Il giorno innanzi aveva scritto al fratello Luigi:
«Io lavoro sempre con tutta l'anima mia, con calore a niuno pari, e non so se capire come debba essere così sfortunato da non riuscire nel mio intento! Ma, viva Dio, ci riuscirò! Questa volta debbo far bene poiché lo voglio...».
Alle undici e mezzo, racconta Luigi, posata a un tratto la tavolozza e i pennelli, s'era posto a sedere restando per alcuni minuti taciturno... e alla domanda del modello — se qualcosa lo turbasse — aveva risposto: un forte mal di capo. Quindi alzatosi s'era affrettato a rivoltare il Tasso al muro, pur riuscendo a muovere il pesante cavalletto ov'era già situato in cornice; e poi, nell'accostarsi al sofà, avea chiesto un sorso d'acqua. Quando il modello corse a porgergli il bicchiere, lo trovò già caduto e privo di sensi; e appena l'ebbe alla meglio disteso, uscì fuori, come si trovava, in costume da Torquato, a gridare al soccorso.
Alle due pomeridiane e 10 minuti Bernardo Celentano era morto senza aver ripreso i sentimenti.
Ma in questo volume rivive tutto intiero e quasi trasfigurato, circondato dalla splendida aureola di un martire dell'arte. Giacché è il fuoco dell'arte che consumollo; è nella lotta per l'arte che la sua fibra audace e forte, per troppa tensione, si spezzò.
Il signor Luigi Celentano non ha fatto un meschino lavoro di compilatore. I suoi personali ricordi e le lettere di Bernardo a lui formarono un insieme così organico che il volume ne ritrae tutto il fascino e l'interesse di un'opera d'arte.
Nulla di più commovente di questo scambio fraterno di impressioni e di idee fatto ogni giorno, per dieci anni, con l'abbandono della conversazione più confidenziale e col calore di una corrispondenza d'innamorati. Nulla di più commovente ora di questa pietosa cura che raccoglie, riordina, commenta, completa una serie meravigliosa di lettere per le quali Bernardo Celentano ci appare più grande e più simpatico di quel che forse non parve a quanti lo conobbero in vita.

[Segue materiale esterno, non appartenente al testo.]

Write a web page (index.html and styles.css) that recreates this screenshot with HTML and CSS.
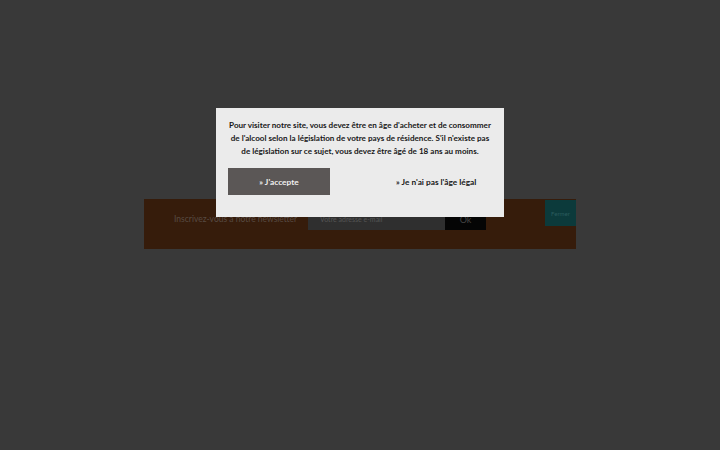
FILE: index.html
```html
<!DOCTYPE html>
<html lang="fr">
<head>
<meta charset="utf-8">
<title>Vérification de l'âge</title>
<link rel="stylesheet" href="styles.css">
</head>
<body>
<div class="page">
  <div class="newsletter">
    <span class="nl-label">Inscrivez-vous à notre newsletter</span>
    <form class="nl-form">
      <input class="nl-input" type="text" placeholder="Votre adresse e-mail">
      <button class="nl-ok" type="button">Ok</button>
    </form>
    <div class="nl-tab">Fermer</div>
  </div>
</div>
<div class="overlay">
  <div class="modal">
    <p class="modal-text">Pour visiter notre site, vous devez être en âge d'acheter et de consommer<br>de l'alcool selon la législation de votre pays de résidence. S'il n'existe pas<br>de législation sur ce sujet, vous devez être âgé de 18 ans au moins.</p>
    <div class="modal-actions">
      <button class="btn btn-accept" type="button">» J'accepte</button>
      <button class="btn btn-refuse" type="button">» Je n'ai pas l'âge légal</button>
    </div>
  </div>
</div>
</body>
</html>
```

FILE: styles.css
```css
html, body {
  margin: 0;
  padding: 0;
  height: 100%;
}
body {
  background: #393939;
  font-family: Lato, "Noto Sans", sans-serif;
  overflow: hidden;
}
.page {
  padding-top: 199px;
}
.newsletter {
  width: 432px;
  height: 50px;
  margin: 0 auto;
  background: #361c0b;
  display: flex;
  align-items: flex-start;
  box-sizing: border-box;
  padding-left: 30px;
}
.nl-label {
  margin-top: 15px;
  font-size: 8.5px;
  color: #574a42;
  white-space: nowrap;
  width: 134px;
}
.nl-form {
  display: flex;
  margin: 9px 0 0 0;
}
.nl-input {
  width: 137px;
  height: 22px;
  box-sizing: border-box;
  border: 0;
  background: #2f2f2f;
  color: #666;
  font-family: inherit;
  font-size: 7px;
  padding: 0 12px;
  outline: none;
}
.nl-input::placeholder {
  color: #555;
}
.nl-ok {
  width: 41px;
  height: 22px;
  border: 0;
  background: #050505;
  color: #444;
  font-family: inherit;
  font-size: 9px;
  padding: 0;
}
.nl-tab {
  margin-left: auto;
  margin-top: 1px;
  width: 31px;
  height: 26px;
  background: #0c3a3b;
  color: #2b5c5d;
  font-size: 6px;
  display: flex;
  align-items: center;
  justify-content: center;
}
.overlay {
  position: absolute;
  left: 0;
  top: 0;
  width: 100%;
  display: flex;
  justify-content: center;
  padding-top: 108px;
}
.modal {
  width: 288px;
  height: 109px;
  box-sizing: border-box;
  background: #ebebeb;
  padding: 11px 12px 0 12px;
}
.modal-text {
  margin: 0 -6px;
  font-size: 8.1px;
  line-height: 13px;
  font-weight: 700;
  color: #181818;
  text-align: center;
  white-space: nowrap;
}
.modal-actions {
  display: flex;
  margin-top: 10px;
  align-items: center;
}
.btn {
  border: 0;
  font-family: inherit;
  font-weight: 700;
  font-size: 8.3px;
  padding: 0;
  height: 27px;
}
.btn-accept {
  width: 102px;
  background: #5b5756;
  color: #f0f0f0;
}
.btn-refuse {
  background: transparent;
  color: #181818;
  flex: 1;
  padding-left: 66px;
  text-align: left;
}
```
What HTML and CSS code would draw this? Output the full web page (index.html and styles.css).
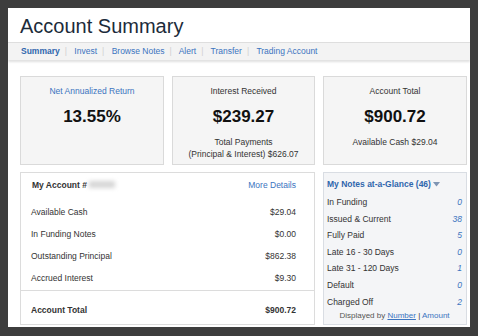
FILE: index.html
```html
<!DOCTYPE html>
<html lang="en">

<head>
    <meta charset="UTF-8">
    <meta name="viewport" content="width=device-width, initial-scale=1.0">
    <title>Account Summary</title>

    <link rel="stylesheet" href="styles.css">
</head>

<body>
    <div class="panel">
        <h1 class="title">Account Summary</h1>

        <!-- Top navigation -->
        <nav class="nav">
            <a class="active">Summary</a><span class="sep">|</span>
            <a>Invest</a><span class="sep">|</span>
            <a>Browse Notes</a><span class="sep">|</span>
            <a>Alert</a><span class="sep">|</span>
            <a>Transfer</a><span class="sep">|</span>
            <a>Trading Account</a>
        </nav>

        <div class="content">
            <!-- Summary boxes -->
            <div class="stat">
                <div class="stat-label blue">Net Annualized Return</div>
                <div class="stat-value">13.55%</div>
            </div>

            <div class="stat">
                <div class="stat-label">Interest Received</div>
                <div class="stat-value">$239.27</div>
                <div class="stat-sub">Total Payments<br>(Principal &amp; Interest) $626.07</div>
            </div>

            <div class="stat">
                <div class="stat-label">Account Total</div>
                <div class="stat-value">$900.72</div>
                <div class="stat-sub">Available Cash $29.04</div>
            </div>

            <!-- Account details -->
            <div class="account">
                <div class="account-head">
                    <span class="bold">My Account #<span class="masked"></span></span>
                    <a class="blue">More Details</a>
                </div>
                <div class="row"><span>Available Cash</span><span>$29.04</span></div>
                <div class="row"><span>In Funding Notes</span><span>$0.00</span></div>
                <div class="row"><span>Outstanding Principal</span><span>$862.38</span></div>
                <div class="row"><span>Accrued Interest</span><span>$9.30</span></div>
                <div class="row total"><span>Account Total</span><span>$900.72</span></div>
            </div>

            <!-- Notes at a glance -->
            <div class="notes">
                <div class="notes-head">My Notes at-a-Glance (46)
                    <svg width="7" height="5" viewBox="0 0 7 5"><path d="M0 0 L7 0 L3.5 4.5 Z" fill="#7f95b3"/></svg>
                </div>
                <div class="note"><span>In Funding</span><i>0</i></div>
                <div class="note"><span>Issued &amp; Current</span><i>38</i></div>
                <div class="note"><span>Fully Paid</span><i>5</i></div>
                <div class="note"><span>Late 16 - 30 Days</span><i>0</i></div>
                <div class="note"><span>Late 31 - 120 Days</span><i>1</i></div>
                <div class="note"><span>Default</span><i>0</i></div>
                <div class="note"><span>Charged Off</span><i>2</i></div>
                <div class="notes-foot">Displayed by <u>Number</u> <span class="dark">|</span> <span class="blue">Amount</span></div>
            </div>
        </div>
    </div>
</body>

</html>
```

FILE: styles.css
```css
body {
    background-color: #3d3d3d;
    font-family: "Liberation Sans", Arial, sans-serif;
    font-size: 8.5px;
    color: #333;
    margin: 0;
    padding: 0;
}

.panel {
    background-color: #fff;
    width: 462px;
    height: 319px;
    margin: 8px;
    overflow: hidden;
}

.title {
    margin: 0;
    padding: 6px 0 4px 12px;
    font-size: 20px;
    font-weight: normal;
    line-height: 24px;
    color: #1c2b3a;
}

.nav {
    height: 17px;
    line-height: 17px;
    padding-left: 13px;
    background-color: #f3f3f3;
    border-top: 1px solid #dedede;
    box-shadow: 0 2px 2px rgba(0, 0, 0, 0.12);
    color: #3b74c0;
}

.nav a.active {
    font-weight: bold;
    color: #2f66ad;
}

.sep {
    color: #d0d0d0;
    margin: 0 5px;
}

.content {
    display: grid;
    grid-template-columns: 144px 143px 144px;
    grid-template-rows: 89px 153px;
    gap: 7px 8px;
    padding: 16px 3px 0 12px;
}

.blue {
    color: #3b74c0;
}

.bold {
    font-weight: bold;
}

.stat {
    background-color: #f5f5f5;
    border: 1px solid #dadada;
    text-align: center;
    padding-top: 8px;
    box-sizing: border-box;
}

.stat-label {
    line-height: 12px;
}

.stat-value {
    font-size: 17px;
    font-weight: bold;
    line-height: 20px;
    margin-top: 10px;
    color: #111;
}

.stat-sub {
    line-height: 12px;
    margin-top: 9px;
}

.account {
    grid-column: span 2;
    border: 1px solid #dcdcdc;
    box-sizing: border-box;
}

.account-head {
    display: flex;
    justify-content: space-between;
    line-height: 12px;
    padding: 6px 18px 0 11px;
    margin-bottom: 10px;
}

.masked {
    display: inline-block;
    width: 26px;
    height: 7px;
    margin-left: 2px;
    background-color: #d6d6d6;
    filter: blur(2px);
}

.row {
    display: flex;
    justify-content: space-between;
    line-height: 22px;
    padding: 0 18px 0 10px;
}

.row.total {
    font-weight: bold;
    border-top: 1px solid #dcdcdc;
    margin-top: 1px;
    padding-top: 8px;
}

.notes {
    background-color: #f4f5f7;
    border: 1px solid #d9dde3;
    box-sizing: border-box;
    padding: 5px 4px 0 3px;
}

.notes-head {
    font-weight: bold;
    color: #2f66ad;
    line-height: 12px;
    margin-bottom: 4px;
}

.note {
    display: flex;
    justify-content: space-between;
    line-height: 16.6px;
}

.note i {
    color: #3b74c0;
}

.notes-foot {
    text-align: center;
    font-size: 8px;
    line-height: 12px;
    color: #555;
}

.notes-foot u {
    color: #3b74c0;
}

.dark {
    color: #333;
}
```
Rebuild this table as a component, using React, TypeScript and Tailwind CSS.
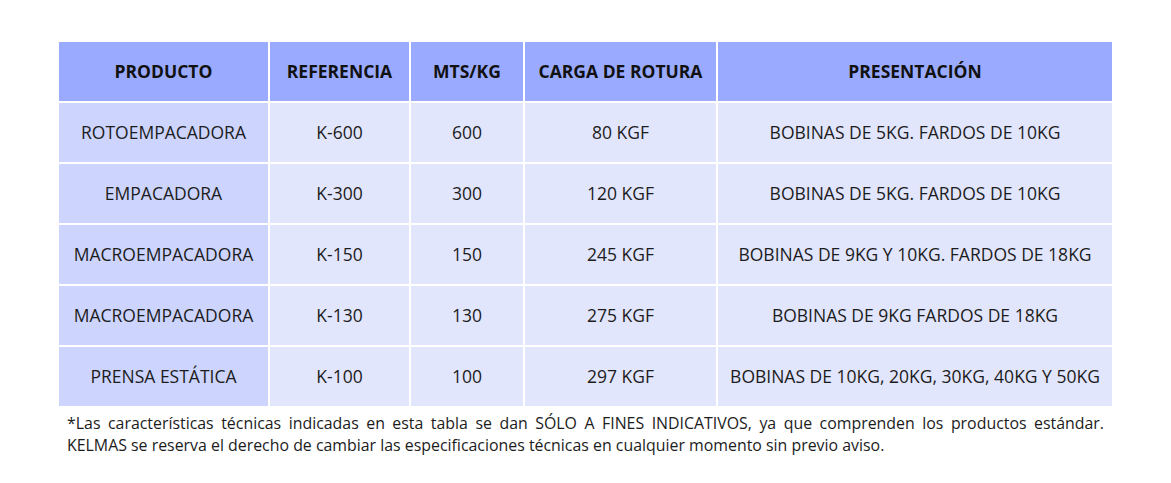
const headers = ["PRODUCTO", "REFERENCIA", "MTS/KG", "CARGA DE ROTURA", "PRESENTACIÓN"];

const rows = [
  ["ROTOEMPACADORA", "K-600", "600", "80 KGF", "BOBINAS DE 5KG. FARDOS DE 10KG"],
  ["EMPACADORA", "K-300", "300", "120 KGF", "BOBINAS DE 5KG. FARDOS DE 10KG"],
  ["MACROEMPACADORA", "K-150", "150", "245 KGF", "BOBINAS DE 9KG Y 10KG. FARDOS DE 18KG"],
  ["MACROEMPACADORA", "K-130", "130", "275 KGF", "BOBINAS DE 9KG FARDOS DE 18KG"],
  ["PRENSA ESTÁTICA", "K-100", "100", "297 KGF", "BOBINAS DE 10KG, 20KG, 30KG, 40KG Y 50KG"],
];

export default function App() {
  return (
    <div
      className="min-h-screen bg-white pl-[59px] pt-[42px]"
      style={{ fontFamily: '"Open Sans", "Noto Sans", sans-serif' }}
    >
      <div className="w-[1053px]">
        <div className="grid grid-cols-[209px_139px_112px_191px_394px] gap-[2px] bg-white">
          {headers.map((h) => (
            <div
              key={h}
              className="flex h-[59px] items-center justify-center bg-[#9aabff] text-[17.5px] font-bold text-[#111]"
            >
              {h}
            </div>
          ))}
          {rows.map((row, i) =>
            row.map((cell, j) => (
              <div
                key={`${i}-${j}`}
                className={`flex h-[59px] items-center justify-center text-[17.5px] text-[#1c1c1c] ${
                  j === 0 ? "bg-[#cdd5fe]" : "bg-[#e2e6fd]"
                }`}
              >
                {cell}
              </div>
            ))
          )}
        </div>
        <p className="mt-[6px] px-2 text-justify text-[15.9px] leading-[22px] text-[#1c1c1c]">
          *Las características técnicas indicadas en esta tabla se dan SÓLO A FINES INDICATIVOS, ya que
          comprenden los productos estándar. KELMAS se reserva el derecho de cambiar las especificaciones
          técnicas en cualquier momento sin previo aviso.
        </p>
      </div>
    </div>
  );
}
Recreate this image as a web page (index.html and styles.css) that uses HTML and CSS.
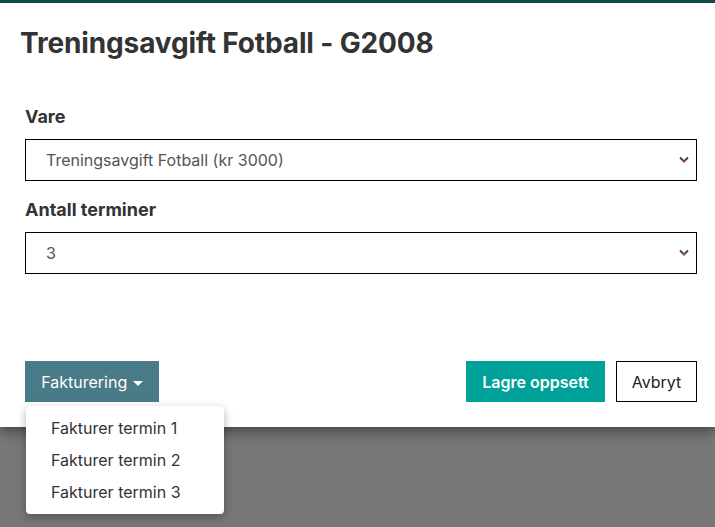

Questi due fratelli, da vicino o da lontano, vivevano una identica vita di pensiero, respiravano la medesima aria artistica, si spronavano, si aizzavano a vicenda, l'uno spesso completava l'altro, quantunque fosse Bernardo soltanto quello che poi faceva passare le loro teoriche dell'astratta discussione nella viva realtà del quadro.
Di presenza discutevano rabbiosamente. I nostri discorsi, dice Luigi, erano vivaci e saettanti fino allo scandalo; non di rado per istrada giovava troncarli barbaramente con la fuga repentina dell'uno o dell'altro. Ma nella lontananza era una cosa diversa. Bernardo, in ogni lettera al suo caro Luigi, mostra una venerazione di neofita verso il suo iniziatore.
«Ti ringrazio di tutto cuore del coraggio continuo che mi dai e della fede che cresci in me continuamente colle tue lettere. Ho ben ragione di dire che ho pochi veri amici: ma che pochi? Tu solo sei il mio vero amico, tu che palpiti con me, tu che entri a parte delle mie pene, delle mie gioie, dei miei sospiri, delle mie aspirazioni! Che sii benedetto!...».
Sono le ultime righe che la mano di Bernardo tracciò. Quando questa lettera, scritta il 27 luglio e arrivata a Napoli il 28, veniva tirata su col solito panierino ove il postino l'aveva riposta, la mano del povero Bernardo era stesa rigida e inerte sul sofà del suo studio in via Margutta, n 33!